**REQUIREMENT**:
From the records, pick out and copy each line containing "this".

**SUPPLIED MATERIAL**:

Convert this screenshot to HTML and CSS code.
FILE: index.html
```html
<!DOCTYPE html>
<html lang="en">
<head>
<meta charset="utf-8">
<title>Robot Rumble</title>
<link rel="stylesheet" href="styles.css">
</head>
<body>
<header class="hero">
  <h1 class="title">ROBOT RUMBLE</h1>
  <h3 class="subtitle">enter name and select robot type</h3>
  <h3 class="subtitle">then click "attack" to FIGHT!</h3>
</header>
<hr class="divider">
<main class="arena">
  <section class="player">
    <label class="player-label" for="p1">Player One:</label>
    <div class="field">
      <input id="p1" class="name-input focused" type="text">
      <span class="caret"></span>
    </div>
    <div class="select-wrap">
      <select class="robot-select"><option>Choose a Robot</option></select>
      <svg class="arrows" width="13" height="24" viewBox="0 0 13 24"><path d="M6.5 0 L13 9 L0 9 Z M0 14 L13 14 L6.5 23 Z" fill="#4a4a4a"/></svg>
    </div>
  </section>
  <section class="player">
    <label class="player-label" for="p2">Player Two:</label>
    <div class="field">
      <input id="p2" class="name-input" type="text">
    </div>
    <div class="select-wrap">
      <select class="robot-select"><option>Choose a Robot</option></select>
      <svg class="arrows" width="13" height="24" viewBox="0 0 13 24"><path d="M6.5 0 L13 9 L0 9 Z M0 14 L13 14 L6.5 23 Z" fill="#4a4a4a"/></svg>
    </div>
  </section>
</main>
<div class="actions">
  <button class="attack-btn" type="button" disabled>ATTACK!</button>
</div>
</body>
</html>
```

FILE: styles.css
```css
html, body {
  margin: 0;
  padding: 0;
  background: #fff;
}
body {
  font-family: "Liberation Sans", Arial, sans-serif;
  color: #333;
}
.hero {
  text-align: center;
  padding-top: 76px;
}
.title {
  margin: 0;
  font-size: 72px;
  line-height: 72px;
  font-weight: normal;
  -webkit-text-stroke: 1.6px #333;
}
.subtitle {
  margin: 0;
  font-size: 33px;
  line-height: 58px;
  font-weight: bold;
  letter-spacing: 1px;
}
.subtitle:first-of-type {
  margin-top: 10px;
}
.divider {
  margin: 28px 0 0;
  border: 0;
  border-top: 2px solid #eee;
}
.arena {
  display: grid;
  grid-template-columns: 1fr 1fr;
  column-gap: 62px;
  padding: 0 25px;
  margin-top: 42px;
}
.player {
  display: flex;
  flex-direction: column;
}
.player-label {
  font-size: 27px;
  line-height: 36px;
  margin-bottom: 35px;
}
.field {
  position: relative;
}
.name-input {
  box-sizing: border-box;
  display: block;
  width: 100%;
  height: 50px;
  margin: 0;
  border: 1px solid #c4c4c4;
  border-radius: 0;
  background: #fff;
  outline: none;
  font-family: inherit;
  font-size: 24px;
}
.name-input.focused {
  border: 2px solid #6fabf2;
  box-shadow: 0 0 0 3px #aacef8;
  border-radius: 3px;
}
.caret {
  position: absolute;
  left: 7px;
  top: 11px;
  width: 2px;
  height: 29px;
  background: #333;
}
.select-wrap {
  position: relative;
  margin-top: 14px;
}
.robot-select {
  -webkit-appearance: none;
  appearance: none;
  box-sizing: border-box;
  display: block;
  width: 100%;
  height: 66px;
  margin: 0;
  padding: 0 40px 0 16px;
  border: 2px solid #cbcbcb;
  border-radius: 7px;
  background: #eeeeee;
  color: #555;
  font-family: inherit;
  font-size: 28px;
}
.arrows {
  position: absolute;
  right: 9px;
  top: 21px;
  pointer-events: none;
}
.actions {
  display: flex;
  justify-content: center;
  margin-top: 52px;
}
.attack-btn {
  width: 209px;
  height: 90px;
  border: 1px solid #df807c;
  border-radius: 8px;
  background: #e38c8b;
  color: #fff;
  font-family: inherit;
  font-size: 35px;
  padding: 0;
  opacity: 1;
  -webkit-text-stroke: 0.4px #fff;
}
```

---

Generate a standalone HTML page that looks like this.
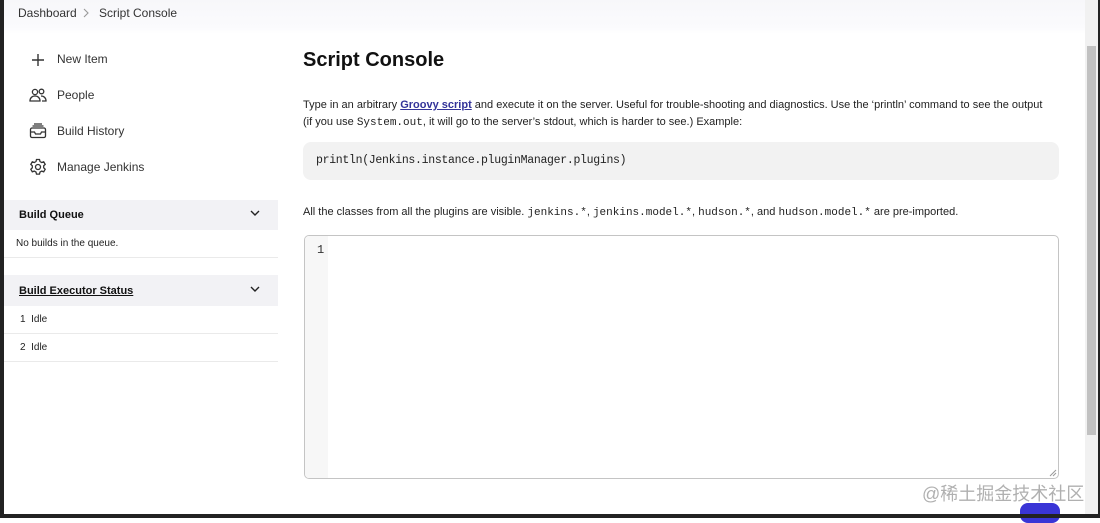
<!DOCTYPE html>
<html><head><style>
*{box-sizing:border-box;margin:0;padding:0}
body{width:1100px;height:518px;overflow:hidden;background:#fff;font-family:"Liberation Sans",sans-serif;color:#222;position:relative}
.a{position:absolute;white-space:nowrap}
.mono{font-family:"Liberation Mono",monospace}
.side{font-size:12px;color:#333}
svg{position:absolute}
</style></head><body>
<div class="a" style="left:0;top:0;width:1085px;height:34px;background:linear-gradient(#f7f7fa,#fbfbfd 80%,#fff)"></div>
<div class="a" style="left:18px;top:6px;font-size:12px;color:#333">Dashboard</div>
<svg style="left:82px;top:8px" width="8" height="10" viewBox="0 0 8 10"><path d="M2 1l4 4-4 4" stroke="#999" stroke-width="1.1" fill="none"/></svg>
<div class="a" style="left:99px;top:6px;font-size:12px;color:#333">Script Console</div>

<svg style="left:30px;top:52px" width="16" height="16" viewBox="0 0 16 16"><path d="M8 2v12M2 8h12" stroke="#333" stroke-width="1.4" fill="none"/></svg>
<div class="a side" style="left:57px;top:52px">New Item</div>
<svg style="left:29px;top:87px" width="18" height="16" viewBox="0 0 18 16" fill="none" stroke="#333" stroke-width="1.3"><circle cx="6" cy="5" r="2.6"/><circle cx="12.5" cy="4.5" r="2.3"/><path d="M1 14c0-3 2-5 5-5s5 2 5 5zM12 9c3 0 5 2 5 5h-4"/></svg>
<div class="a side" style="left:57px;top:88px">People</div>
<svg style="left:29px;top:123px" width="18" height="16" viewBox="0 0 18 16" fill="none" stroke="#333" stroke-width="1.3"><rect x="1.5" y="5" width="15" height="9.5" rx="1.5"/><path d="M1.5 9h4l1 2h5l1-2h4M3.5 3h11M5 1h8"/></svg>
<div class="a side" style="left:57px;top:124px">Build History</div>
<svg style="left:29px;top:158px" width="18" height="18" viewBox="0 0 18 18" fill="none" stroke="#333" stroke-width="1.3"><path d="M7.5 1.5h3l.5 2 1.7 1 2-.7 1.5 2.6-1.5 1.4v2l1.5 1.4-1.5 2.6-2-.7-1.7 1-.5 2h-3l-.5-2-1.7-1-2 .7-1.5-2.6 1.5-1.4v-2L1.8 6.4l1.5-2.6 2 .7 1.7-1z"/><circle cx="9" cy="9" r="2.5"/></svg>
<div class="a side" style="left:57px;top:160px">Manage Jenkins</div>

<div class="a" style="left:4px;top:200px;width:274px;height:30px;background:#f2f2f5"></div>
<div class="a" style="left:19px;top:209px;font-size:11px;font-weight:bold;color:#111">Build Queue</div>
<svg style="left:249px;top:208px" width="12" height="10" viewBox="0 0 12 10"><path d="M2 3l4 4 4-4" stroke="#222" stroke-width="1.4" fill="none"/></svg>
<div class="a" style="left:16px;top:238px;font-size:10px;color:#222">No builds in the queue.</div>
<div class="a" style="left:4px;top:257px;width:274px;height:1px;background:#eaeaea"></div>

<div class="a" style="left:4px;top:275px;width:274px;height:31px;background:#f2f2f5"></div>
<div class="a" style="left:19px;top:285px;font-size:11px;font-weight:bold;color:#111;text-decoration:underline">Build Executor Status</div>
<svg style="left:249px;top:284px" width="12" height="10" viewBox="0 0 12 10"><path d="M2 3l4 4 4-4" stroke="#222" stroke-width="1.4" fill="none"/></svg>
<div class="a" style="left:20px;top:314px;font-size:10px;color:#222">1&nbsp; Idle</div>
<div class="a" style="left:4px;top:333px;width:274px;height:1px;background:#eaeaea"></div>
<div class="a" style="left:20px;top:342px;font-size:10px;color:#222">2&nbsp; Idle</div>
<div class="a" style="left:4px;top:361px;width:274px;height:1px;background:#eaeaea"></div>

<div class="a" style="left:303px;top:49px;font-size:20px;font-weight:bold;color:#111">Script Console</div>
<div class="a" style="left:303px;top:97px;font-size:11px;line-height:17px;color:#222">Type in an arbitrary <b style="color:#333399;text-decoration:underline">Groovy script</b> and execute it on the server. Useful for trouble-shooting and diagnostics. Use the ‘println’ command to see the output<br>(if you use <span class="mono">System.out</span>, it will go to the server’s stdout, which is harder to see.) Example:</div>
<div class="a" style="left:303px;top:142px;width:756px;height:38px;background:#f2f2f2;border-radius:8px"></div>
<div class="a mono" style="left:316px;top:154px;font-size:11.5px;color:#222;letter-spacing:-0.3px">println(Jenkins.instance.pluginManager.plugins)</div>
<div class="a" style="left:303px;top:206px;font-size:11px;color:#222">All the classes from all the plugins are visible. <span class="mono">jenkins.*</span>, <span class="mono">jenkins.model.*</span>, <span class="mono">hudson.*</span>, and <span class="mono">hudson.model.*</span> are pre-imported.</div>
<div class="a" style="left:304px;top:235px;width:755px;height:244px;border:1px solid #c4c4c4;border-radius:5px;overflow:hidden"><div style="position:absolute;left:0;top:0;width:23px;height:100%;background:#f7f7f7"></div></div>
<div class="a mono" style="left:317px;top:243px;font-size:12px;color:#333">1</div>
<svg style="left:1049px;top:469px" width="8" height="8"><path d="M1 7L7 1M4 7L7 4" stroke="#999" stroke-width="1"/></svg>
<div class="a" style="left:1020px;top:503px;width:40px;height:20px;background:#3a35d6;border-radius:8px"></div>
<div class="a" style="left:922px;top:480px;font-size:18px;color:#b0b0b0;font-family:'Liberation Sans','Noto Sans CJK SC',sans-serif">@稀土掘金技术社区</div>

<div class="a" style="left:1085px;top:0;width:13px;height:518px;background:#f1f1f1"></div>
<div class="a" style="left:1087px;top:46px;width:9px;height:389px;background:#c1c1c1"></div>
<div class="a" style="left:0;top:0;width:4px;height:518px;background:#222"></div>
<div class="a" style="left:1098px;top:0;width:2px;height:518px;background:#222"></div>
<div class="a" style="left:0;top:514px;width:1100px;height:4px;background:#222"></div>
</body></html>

---

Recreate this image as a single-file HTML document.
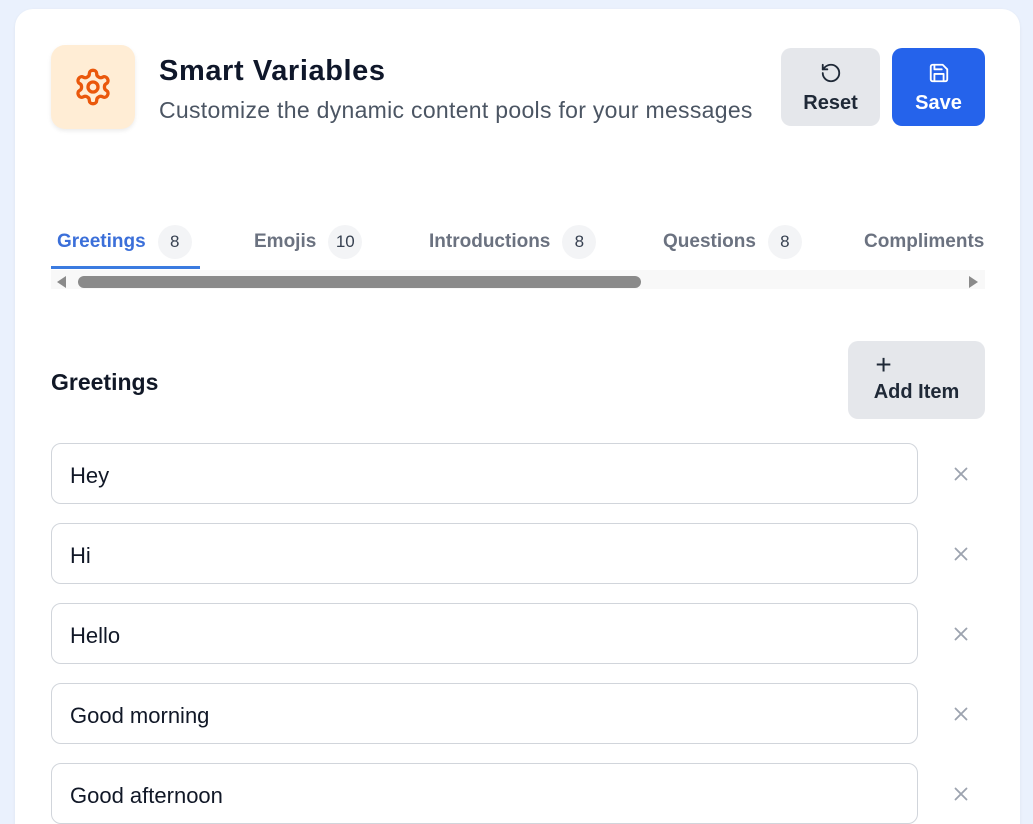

**OUTPUT OF THE TASK**:
Convert this screenshot to HTML and CSS code.
Generate a standalone HTML page that looks like this.
Recreate this image as a single-file HTML document.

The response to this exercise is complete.